┌──

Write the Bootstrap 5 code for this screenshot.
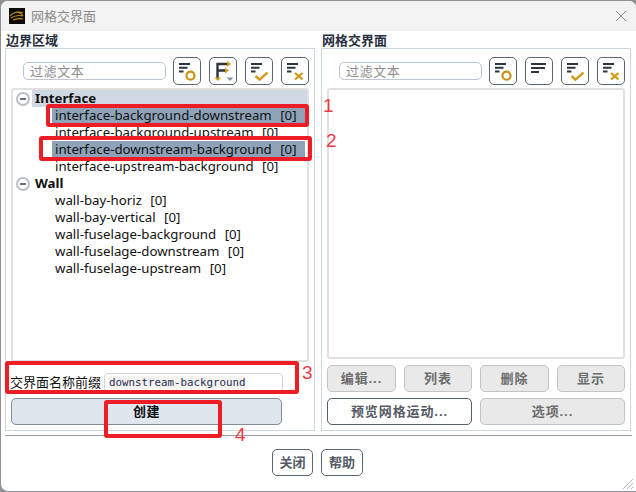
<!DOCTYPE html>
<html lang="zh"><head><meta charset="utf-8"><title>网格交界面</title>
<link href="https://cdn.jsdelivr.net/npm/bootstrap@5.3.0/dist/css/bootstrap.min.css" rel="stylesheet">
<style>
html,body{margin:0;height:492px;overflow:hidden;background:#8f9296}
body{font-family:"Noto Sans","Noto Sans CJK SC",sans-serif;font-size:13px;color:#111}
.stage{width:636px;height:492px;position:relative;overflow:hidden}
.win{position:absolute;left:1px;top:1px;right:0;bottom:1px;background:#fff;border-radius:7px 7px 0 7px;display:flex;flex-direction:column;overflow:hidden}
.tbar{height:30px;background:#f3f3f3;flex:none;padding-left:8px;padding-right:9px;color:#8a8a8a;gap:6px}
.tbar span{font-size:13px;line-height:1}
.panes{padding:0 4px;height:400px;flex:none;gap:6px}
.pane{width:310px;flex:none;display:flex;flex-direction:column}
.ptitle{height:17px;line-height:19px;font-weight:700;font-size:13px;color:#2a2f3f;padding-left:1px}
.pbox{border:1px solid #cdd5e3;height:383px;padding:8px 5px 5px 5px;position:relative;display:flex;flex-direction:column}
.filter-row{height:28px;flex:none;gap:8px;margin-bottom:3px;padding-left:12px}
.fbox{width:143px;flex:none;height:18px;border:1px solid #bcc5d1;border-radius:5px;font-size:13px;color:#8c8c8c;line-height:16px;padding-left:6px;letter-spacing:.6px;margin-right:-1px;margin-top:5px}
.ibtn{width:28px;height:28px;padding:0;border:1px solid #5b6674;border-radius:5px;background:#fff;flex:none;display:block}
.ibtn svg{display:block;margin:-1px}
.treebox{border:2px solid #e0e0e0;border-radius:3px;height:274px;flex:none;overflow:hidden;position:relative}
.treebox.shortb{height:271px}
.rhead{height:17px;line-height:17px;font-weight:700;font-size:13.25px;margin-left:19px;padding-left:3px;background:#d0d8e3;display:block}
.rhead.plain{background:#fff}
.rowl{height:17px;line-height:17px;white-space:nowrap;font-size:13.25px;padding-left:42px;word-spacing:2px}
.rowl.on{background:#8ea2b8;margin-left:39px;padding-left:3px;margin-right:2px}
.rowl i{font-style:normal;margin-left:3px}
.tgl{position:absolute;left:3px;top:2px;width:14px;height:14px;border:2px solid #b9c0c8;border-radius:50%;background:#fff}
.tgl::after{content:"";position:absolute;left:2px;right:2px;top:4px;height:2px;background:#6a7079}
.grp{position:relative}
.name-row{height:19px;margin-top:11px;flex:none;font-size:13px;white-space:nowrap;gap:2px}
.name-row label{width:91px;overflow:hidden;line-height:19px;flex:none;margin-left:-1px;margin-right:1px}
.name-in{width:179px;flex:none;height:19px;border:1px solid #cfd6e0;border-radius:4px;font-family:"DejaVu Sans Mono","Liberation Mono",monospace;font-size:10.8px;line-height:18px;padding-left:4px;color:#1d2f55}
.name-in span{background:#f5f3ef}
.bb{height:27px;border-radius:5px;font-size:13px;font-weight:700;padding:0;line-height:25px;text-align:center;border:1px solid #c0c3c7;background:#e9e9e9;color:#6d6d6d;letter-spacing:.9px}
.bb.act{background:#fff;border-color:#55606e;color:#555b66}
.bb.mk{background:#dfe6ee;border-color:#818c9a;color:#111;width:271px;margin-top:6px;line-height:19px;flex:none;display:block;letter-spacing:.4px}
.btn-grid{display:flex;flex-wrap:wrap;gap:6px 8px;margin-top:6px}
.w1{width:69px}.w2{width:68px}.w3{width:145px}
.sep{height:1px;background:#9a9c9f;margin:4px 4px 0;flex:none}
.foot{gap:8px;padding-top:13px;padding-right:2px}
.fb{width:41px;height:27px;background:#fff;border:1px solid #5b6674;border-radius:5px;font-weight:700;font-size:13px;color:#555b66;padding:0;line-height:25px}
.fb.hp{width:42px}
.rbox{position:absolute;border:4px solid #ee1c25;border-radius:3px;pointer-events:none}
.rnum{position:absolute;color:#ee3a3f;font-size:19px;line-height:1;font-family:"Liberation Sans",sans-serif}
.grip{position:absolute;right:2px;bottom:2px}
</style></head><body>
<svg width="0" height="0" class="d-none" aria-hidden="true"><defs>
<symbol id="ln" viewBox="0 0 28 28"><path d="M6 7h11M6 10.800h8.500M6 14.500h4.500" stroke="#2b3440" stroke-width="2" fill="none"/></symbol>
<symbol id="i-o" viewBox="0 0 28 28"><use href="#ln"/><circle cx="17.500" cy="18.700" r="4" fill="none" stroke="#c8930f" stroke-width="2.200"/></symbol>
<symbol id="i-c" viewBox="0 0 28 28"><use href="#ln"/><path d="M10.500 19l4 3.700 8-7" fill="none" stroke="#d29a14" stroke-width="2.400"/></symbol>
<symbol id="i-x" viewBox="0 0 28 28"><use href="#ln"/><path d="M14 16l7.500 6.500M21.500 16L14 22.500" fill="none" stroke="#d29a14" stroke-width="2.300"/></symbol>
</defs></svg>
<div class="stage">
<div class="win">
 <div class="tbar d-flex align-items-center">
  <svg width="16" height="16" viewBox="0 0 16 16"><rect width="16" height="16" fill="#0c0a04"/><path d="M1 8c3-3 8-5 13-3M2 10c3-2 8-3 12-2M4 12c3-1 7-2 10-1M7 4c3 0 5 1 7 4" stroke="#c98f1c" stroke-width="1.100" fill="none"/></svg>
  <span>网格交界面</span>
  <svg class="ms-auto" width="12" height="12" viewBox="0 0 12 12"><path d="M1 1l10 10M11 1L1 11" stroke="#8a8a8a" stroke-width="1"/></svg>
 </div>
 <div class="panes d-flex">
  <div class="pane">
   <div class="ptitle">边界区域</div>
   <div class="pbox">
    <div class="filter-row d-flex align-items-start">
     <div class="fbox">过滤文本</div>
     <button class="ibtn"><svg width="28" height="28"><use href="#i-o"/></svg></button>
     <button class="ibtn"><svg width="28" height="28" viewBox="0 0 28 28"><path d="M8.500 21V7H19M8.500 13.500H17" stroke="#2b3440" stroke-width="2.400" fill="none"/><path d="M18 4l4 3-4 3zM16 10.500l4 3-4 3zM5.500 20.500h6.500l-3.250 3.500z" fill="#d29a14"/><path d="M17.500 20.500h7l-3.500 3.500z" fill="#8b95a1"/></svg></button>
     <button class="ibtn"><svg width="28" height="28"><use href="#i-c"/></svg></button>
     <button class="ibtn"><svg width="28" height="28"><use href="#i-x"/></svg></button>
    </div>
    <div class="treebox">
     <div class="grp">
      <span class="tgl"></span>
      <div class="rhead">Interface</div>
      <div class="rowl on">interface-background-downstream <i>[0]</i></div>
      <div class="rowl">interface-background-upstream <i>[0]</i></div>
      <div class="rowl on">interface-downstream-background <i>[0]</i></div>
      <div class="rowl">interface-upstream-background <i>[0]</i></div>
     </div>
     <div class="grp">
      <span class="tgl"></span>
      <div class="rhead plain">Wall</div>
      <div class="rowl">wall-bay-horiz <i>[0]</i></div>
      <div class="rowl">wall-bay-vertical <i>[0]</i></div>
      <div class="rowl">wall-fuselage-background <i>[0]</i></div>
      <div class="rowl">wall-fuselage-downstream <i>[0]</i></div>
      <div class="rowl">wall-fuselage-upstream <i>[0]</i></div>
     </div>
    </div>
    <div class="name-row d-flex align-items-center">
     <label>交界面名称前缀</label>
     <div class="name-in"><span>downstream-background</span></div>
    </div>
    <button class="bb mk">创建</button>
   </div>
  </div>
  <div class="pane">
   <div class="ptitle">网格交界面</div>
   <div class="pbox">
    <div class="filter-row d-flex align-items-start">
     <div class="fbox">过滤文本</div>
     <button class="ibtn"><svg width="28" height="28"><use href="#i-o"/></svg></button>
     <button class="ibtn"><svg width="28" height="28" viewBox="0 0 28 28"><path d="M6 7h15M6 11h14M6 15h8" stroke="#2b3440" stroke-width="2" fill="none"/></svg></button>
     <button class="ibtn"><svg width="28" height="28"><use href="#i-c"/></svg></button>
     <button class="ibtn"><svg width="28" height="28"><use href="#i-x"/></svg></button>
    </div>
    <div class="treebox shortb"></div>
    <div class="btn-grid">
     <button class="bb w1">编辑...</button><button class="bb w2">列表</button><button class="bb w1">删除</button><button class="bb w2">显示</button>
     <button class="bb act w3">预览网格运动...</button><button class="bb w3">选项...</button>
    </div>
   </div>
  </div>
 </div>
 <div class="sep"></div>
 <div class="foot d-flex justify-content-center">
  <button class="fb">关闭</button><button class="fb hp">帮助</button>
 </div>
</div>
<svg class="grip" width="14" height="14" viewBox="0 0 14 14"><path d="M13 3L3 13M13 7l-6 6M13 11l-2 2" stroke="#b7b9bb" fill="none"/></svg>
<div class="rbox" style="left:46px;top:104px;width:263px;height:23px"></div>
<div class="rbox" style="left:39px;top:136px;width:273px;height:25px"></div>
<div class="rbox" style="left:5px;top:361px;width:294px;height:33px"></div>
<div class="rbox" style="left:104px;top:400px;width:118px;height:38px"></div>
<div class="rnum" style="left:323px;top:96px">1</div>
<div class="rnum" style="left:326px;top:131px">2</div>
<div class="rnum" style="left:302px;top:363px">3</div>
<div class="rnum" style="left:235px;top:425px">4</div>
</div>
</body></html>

└──
┌──

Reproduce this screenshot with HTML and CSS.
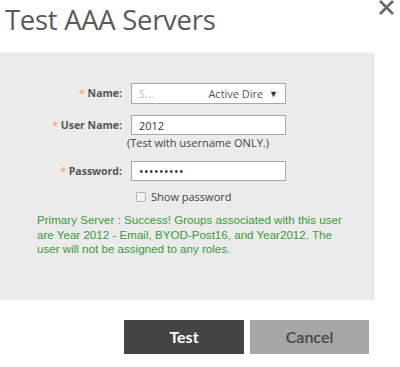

└──

▶ [PROBLEM TO WORK ON]
In the entries above, identify every line with the word "screenshot". Copy those lines.

▶ [REPLY TO THE TASK]
Write the Bootstrap 5 code for this screenshot.
Reproduce this screenshot with HTML and CSS.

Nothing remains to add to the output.